On an individual level, we can, for example,  choose to be generous in traffic – realize that you have control of the situation when someone tries to cut into your lane, and you can use that control to either “fight back” and refuse to “give up your place” on the road – or you can choose to graciously “allow” them into the lane.  The effect of this simple act is to immediately reduce both your stress level and the stress level of the other driver.  You are no longer “fighting” and you have taken control of the  situation…and the chances are much less that the other driver will continue to drive so aggressively that he will cause an accident somewhere down the road or arrive at work in such a state of anger that he picks a fight with the first person he meets.  So, with one simple act, you have elevated your day and his day and the experiences of the people you will both encounter throughout the day.  Thinking of the other driver can also give you possible insights into the life of another – is that person’s life really so depressed that the only achievement he can imagine is to get in front of you on the freeway?  If so, give gratitude for the blessings in your life and say a little prayer for that driver…he probably needs it.

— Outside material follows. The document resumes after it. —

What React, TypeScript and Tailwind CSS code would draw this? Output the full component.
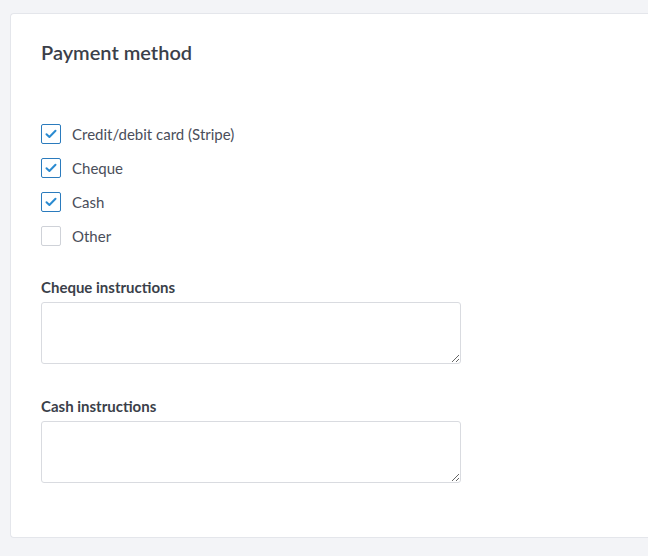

Violence takes many forms: the person-to-person violence of bullying and crime, the social violence of discrimination and hatred, the economic violence of poverty, even the ecological violence of pollution and destruction of habitat.   Can we change them all by our individual acts of kindness?  Not all at once – probably not even in our lifetime.  But we can act in Love to bring kindness and nonviolence to the world…starting with our own lives, our family, our friends, our acquaintances…and then it spreads to their friends and acquaintances and then to their friends and acquaintances. 

We need to foster direct conversations on a personal level —  conversations, not arguments or debates.   We need to reach out to those who are hurting (whether through discrimination or actual or perceived inattention to their wants). You will not find that everyone is willing to talk – or, if they do talk, they may not want to listen.  There has been evidence lately that there is a substantial portion of the population who simply want to be heard – they have made that desire quite clear.    Those who are willing to talk and listen and learn have the opportunity to turn some of the current wrath aside, simply by listening and validating that desire to be heard.  

Easy? No. Necessary? Yes.

Stand for the Rule of Law and respect the institutions that protect us, whether the institution is the presidency or the local police force but do not neglect to call out any deviation of those institutions from their restricted authority and hold the individuals in those positions of authority to account. Act in love and in peace – use every opportunity to turn a situation into an example of peace.  After all, just as children learn by example, so do adults. British author Matt Haig has written  “To be calm becomes a kind of revolutionary act.”

Be revolutionary in your calmness and peace, be courageous, thoughtful, and committed…above all, hold to peace – together, we will change the world.